I would suggest that the next year or so would be a good time to attempt this summit – before the scrub regrowth gets too far.

I probably should have stopped for a drink when I had climbed back to the summit of Freezeout, but kept going due to the time of day – I wanted to get to Hotham. I was very hot when I got back to the car, dropped the pack after putting my hat on the car roof, hunted the car keys out of the pack to unlock the car, loaded up and jumped in, first taking a good drink from a water bottle in the centre console. I then headed off towards the Great Alpine Road and up to Mount Hotham.

VK3/VE-006 Mount Hotham 1861 m 10 points

I parked near the track that heads up to the main telecoms tower east of the main summit. There is a locked gate across the track, but plenty of space to park nearby. From my reading of the contours, the lower area of the parking area is outside the AZ. I grabbed my pack and looked for the hat – nowhere to be seen! I had not taken it off the roof at the last parking spot – damn! I grabbed a small baseball cap instead and headed up into the AZ. I set up about 100 m east of the summit cairn, as I was running out of time. I spotted myself and quickly worked Marshall VK3MRG at 0608Z. By 0617Z, I had 13 stations in the log and no one replied when I called “QRZ?” after working Bill VK2YK, so I announced that I was going QRT. I was definitely going to be late for the 7 pm scheduled time in Wodonga.
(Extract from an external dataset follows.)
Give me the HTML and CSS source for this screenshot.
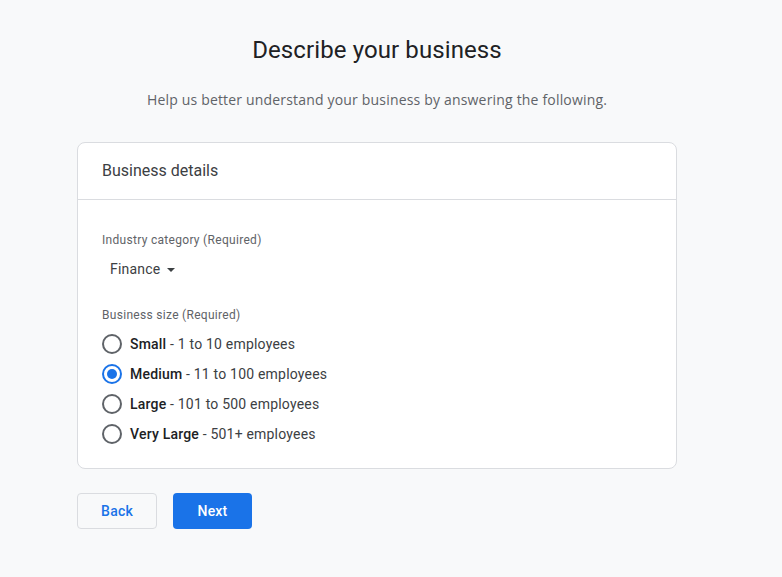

So it was time to pack up, with no time to go back to look for the hat near Mount Freezeout. A late afternoon steady drive down to Harrietville, then Bright, Myrtleford, Yackandanda and on to Wodonga.

I rang the doorbell at Mum’s. When she opened the door, I think she was expecting it to be Dean, my youngest brother. She expressed extreme delight when I said “Happy Birthday!” We needed to wait another 30 or 40 minutes before Dean and his family arrived, so the surprise guests had all arrived before the expected guests. But Mum was delighted.

I will add some images as soon as I can.